The inputs and processes described in Fig. 1 delivered the short and long term outcomes in addressing the delay in seeking maternal, newborn health (MNH) services. The digital application (m-PAMANECH) was developed to use a mobile and web-portal digital solutions that link the demand and supply of maternal and newborn services. The application had the official MoH 513 (household register), MoH 514 (service delivery log book) and MoH 100 (referral tool) used by the CHVs and the MoH 515 (CHA Summary) used by the CHAs. To improve the functionality and the utility of m-PAMANECH, a decision support tool (DST) was integrated in the application. The DST assisted the CHVs screen danger signs among pregnant women, newborns (0-28 days) and mothers in the immediate postpartum (within 6 weeks post birth). Consequently identifying cases that require immediate intervention by timely and correct referring to the health facility. Following customization of the application, m-PAMANECH was operationalized at the community and the five health centres providing MNCH services, by the recruitment and training of CHVs and health care workers. At the community level, a dedicated team of 50 trained CHVs accessed the m-PAMANECH application on the mobile handsets.

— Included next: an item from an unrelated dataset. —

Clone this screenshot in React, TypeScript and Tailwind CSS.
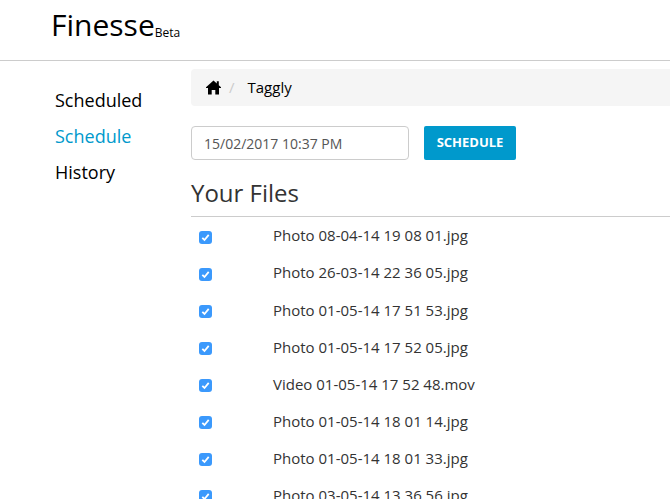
const files = [
  "Photo 08-04-14 19 08 01.jpg",
  "Photo 26-03-14 22 36 05.jpg",
  "Photo 01-05-14 17 51 53.jpg",
  "Photo 01-05-14 17 52 05.jpg",
  "Video 01-05-14 17 52 48.mov",
  "Photo 01-05-14 18 01 14.jpg",
  "Photo 01-05-14 18 01 33.jpg",
  "Photo 03-05-14 13 36 56.jpg",
];

export default function App() {
  return (
    <div className="h-[499px] w-[670px] overflow-hidden bg-white font-['Open_Sans',sans-serif] text-[#333]">
      <header className="flex h-[61px] items-start border-b border-[#ccc] pl-[51px] pt-[4px] text-black">
        <span className="text-[30px] leading-[41px]">Finesse</span>
        <span className="mt-[21px] text-[12px] leading-[16px]">Beta</span>
      </header>
      <div className="flex">
        <nav className="flex w-[191px] shrink-0 flex-col pl-[55px] pt-[21px] text-[18px] leading-[36px] text-black">
          <a>Scheduled</a>
          <a className="text-[#0099cc]">Schedule</a>
          <a>History</a>
        </nav>
        <main className="min-w-0 flex-1 pt-[8px]">
          <div className="flex h-[37px] items-center rounded-l-[4px] bg-[#f5f5f5] pl-[15px] text-[15px] text-black">
            <svg viewBox="0 0 15 15" className="h-[15px] w-[15px]" fill="currentColor">
              <path d="M7.5 0.5 L10.8 3.4 V1.2 H12.8 V5.2 L15 7.2 V8 H13 V14.5 H9.3 V10 H5.7 V14.5 H2 V8 H0 V7.2 Z" />
            </svg>
            <span className="ml-[8px] text-[#ccc]">/</span>
            <span className="ml-[13px]">Taggly</span>
          </div>
          <div className="mt-[20px] flex items-center">
            <input
              readOnly
              value="15/02/2017 10:37 PM"
              className="h-[34px] w-[218px] rounded-[4px] border border-[#ccc] px-[12px] text-[14px] text-[#555] outline-none"
            />
            <button className="ml-[15px] h-[34px] w-[92px] rounded-[2px] bg-[#0099cc] text-center text-[13px] font-bold text-white">
              SCHEDULE
            </button>
          </div>
          <h2 className="mt-[16px] text-[24px] leading-[33px] text-[#333]">Your Files</h2>
          <div className="mt-[7px] border-t border-[#ccc]">
            {files.map((f) => (
              <div key={f} className="flex h-[37.14px] items-center text-[15px]">
                <span className="ml-[8px] mt-[3px] flex h-[13px] w-[13px] items-center justify-center rounded-[3px] bg-[#3b99fc]">
                  <svg viewBox="0 0 13 13" className="h-[13px] w-[13px]" fill="none" stroke="white" strokeWidth="1.8">
                    <path d="M3.3 6.8 L5.5 9 L9.7 3.9" />
                  </svg>
                </span>
                <span className="ml-[61px]">{f}</span>
              </div>
            ))}
          </div>
        </main>
      </div>
    </div>
  );
}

With the different access levels created for every user, the CHAs and the facilities accessed the submitted data remotely through the web. Allowing clinicians to treat referred patients and record their treatments and the sub-county community health strategy focal person and the CHAs, to follow-up on the CHVs through the system. The use of the application by the CHVs and the follow up by the CHAs ensured the intervention was delivered as expected, support was sustained and non- adherence to the intervention captured and documented. The effects of the inputs and immediate outcomes were assessed by examining the results in the population that the application was intended to serve. These results include increased level of MNH knowledge and expertise of the CHVs, timely care seeking decisions and enhanced care seeking behaviours ultimately increasing the utilization of MNH services, reduced complications and deaths.